TASK STATEMENT -
Give the number of lines in the data that contain "page", and nothing more.

** BEGIN **

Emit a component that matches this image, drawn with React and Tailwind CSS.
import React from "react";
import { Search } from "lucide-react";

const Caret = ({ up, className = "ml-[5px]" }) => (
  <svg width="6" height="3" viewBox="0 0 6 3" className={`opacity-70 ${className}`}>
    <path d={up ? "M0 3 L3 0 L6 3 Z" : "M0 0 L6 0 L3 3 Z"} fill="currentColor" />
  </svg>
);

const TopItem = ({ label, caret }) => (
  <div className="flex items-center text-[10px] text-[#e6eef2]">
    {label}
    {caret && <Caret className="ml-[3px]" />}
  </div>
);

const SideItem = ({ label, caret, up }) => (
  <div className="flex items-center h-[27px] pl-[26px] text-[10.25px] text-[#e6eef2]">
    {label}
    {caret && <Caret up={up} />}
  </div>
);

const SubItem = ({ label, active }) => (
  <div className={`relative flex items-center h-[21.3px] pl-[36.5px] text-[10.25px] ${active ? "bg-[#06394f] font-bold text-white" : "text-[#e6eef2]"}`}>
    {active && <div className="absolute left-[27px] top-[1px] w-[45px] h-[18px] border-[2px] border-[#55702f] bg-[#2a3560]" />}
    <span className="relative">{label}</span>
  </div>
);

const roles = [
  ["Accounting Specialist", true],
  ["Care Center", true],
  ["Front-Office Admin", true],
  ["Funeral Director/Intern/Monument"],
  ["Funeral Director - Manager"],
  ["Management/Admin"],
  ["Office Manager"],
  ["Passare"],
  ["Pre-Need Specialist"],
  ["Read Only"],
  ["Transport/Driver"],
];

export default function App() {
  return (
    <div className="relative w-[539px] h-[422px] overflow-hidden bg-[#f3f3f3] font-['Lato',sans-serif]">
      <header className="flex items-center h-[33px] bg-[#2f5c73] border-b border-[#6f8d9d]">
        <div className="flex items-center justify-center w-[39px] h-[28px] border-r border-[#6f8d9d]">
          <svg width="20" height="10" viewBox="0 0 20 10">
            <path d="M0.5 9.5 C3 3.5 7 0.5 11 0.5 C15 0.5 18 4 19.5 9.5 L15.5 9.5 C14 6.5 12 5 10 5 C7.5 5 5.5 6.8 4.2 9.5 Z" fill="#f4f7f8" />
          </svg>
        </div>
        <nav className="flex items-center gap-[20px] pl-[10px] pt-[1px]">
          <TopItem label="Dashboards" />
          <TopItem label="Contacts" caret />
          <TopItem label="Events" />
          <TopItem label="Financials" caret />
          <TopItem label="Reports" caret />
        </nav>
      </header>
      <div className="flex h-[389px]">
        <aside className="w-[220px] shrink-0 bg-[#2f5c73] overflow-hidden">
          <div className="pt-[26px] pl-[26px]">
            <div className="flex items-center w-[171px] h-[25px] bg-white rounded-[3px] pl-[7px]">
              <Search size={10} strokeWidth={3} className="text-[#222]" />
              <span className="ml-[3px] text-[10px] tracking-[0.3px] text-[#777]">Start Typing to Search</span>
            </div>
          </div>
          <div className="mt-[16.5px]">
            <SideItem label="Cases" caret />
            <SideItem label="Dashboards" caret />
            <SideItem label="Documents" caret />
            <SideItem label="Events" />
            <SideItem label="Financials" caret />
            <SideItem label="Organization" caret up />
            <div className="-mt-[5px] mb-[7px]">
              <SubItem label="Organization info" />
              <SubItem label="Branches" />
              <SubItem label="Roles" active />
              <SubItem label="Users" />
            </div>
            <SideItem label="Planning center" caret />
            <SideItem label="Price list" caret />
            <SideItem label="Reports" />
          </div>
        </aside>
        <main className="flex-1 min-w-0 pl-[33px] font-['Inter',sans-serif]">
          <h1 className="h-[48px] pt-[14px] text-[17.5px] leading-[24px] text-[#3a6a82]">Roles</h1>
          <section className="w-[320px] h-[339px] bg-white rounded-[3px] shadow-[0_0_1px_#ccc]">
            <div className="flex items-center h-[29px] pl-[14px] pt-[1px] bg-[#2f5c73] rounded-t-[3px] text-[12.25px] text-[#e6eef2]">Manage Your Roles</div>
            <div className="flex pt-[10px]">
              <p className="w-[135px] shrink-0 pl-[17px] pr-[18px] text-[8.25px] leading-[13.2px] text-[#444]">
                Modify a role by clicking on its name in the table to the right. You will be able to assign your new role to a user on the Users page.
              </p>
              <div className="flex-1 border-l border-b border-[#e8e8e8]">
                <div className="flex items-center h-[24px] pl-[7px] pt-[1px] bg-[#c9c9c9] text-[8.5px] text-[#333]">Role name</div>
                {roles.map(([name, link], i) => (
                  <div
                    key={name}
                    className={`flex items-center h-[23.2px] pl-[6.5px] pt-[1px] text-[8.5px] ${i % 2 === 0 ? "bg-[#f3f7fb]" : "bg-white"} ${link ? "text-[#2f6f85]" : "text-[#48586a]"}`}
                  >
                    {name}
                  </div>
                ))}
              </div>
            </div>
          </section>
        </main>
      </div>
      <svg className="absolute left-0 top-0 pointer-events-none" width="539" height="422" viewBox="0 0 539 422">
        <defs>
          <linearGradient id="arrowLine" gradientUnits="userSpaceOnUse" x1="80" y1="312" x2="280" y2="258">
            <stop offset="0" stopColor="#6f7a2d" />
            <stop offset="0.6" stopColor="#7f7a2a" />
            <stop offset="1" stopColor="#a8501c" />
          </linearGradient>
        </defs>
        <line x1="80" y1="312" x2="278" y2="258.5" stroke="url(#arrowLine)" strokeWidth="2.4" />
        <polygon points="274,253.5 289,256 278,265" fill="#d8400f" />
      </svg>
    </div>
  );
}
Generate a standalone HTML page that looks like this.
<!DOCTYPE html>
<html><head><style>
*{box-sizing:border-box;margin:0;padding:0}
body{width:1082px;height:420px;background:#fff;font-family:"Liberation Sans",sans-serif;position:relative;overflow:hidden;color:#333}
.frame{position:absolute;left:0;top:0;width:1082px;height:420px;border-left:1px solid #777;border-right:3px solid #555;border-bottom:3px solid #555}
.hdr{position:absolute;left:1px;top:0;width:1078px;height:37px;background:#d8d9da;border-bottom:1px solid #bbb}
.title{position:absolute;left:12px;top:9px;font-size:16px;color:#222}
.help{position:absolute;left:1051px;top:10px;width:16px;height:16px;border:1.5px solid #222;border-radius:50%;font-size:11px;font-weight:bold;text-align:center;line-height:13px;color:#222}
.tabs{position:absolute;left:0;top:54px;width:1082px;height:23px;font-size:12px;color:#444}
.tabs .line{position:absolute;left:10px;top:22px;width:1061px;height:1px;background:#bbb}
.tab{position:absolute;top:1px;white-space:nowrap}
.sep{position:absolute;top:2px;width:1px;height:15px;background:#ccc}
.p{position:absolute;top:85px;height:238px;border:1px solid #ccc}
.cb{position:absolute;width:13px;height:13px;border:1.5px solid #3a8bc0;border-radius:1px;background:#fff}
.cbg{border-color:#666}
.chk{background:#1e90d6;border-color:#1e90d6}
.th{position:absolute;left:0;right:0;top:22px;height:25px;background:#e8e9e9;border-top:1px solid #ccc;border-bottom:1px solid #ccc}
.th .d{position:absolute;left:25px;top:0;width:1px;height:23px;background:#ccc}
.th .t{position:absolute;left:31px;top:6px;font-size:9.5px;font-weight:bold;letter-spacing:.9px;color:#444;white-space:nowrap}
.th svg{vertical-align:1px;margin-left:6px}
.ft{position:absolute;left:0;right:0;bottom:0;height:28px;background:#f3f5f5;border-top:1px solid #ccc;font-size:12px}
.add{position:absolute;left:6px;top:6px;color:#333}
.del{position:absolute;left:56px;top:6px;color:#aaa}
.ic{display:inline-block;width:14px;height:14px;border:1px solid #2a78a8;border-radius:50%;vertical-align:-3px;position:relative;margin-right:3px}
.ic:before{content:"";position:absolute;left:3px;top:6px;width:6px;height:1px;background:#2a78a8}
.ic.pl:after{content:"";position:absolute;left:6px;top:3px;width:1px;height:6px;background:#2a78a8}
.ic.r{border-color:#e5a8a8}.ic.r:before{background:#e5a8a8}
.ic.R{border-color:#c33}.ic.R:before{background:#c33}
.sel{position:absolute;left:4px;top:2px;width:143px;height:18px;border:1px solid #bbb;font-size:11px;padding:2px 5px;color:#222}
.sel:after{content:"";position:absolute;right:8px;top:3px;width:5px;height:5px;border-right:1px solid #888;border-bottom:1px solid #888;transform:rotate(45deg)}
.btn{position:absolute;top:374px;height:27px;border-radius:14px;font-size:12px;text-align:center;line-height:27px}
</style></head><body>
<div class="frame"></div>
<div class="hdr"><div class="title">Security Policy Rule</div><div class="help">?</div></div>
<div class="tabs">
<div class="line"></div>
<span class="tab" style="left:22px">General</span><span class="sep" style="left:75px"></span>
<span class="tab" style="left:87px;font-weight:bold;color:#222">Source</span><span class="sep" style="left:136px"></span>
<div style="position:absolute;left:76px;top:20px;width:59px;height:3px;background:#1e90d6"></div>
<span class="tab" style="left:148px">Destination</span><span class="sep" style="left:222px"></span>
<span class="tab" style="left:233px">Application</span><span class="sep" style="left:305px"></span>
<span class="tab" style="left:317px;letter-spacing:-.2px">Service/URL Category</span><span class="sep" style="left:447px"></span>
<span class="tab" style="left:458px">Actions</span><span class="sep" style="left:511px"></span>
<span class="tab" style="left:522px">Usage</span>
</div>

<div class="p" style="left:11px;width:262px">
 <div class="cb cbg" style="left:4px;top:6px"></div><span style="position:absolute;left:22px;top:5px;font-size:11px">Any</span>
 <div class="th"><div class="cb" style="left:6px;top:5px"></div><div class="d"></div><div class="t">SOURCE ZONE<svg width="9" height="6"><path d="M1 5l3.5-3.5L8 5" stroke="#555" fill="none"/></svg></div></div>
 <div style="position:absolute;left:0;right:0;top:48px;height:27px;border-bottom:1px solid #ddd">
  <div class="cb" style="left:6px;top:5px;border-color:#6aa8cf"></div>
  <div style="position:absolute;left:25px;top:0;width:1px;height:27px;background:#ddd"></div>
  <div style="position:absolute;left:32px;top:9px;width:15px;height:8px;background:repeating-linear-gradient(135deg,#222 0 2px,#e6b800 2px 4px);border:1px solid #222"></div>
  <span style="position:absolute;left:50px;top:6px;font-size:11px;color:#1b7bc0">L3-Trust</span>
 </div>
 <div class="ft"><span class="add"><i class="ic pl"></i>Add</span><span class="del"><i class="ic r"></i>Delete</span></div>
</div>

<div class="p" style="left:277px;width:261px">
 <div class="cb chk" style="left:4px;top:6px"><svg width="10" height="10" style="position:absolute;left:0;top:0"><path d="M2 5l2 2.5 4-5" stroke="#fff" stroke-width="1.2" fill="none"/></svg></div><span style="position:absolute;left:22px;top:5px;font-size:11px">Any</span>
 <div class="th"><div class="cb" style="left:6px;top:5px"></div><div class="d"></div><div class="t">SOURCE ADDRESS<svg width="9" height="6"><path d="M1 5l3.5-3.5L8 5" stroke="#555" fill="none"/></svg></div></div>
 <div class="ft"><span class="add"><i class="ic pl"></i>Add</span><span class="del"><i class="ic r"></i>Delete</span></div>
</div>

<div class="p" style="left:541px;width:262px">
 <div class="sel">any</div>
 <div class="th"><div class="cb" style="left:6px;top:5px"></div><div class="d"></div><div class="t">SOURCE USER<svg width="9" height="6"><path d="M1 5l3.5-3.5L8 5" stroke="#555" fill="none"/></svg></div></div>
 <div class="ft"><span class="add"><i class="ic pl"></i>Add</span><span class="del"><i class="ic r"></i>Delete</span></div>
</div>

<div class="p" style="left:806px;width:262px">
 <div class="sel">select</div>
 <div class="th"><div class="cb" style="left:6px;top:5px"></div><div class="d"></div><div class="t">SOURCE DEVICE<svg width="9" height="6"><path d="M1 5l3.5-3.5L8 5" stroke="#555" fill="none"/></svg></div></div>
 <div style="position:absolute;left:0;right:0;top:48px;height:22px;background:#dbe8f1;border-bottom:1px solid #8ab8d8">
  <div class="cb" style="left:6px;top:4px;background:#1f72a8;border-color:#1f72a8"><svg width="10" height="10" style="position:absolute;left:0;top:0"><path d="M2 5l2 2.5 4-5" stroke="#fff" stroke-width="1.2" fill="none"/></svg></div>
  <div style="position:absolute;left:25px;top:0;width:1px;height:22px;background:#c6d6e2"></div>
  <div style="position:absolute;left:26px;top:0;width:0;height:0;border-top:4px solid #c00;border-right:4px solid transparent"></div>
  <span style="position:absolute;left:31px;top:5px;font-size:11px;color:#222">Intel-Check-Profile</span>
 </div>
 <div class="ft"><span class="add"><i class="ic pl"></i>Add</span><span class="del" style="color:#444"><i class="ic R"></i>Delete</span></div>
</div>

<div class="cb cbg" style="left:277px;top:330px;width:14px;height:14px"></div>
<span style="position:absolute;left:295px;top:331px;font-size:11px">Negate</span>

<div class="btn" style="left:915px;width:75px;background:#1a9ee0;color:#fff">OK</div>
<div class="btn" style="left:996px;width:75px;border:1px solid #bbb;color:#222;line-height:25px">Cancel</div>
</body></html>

** END **

CORRECT OUTPUT -
2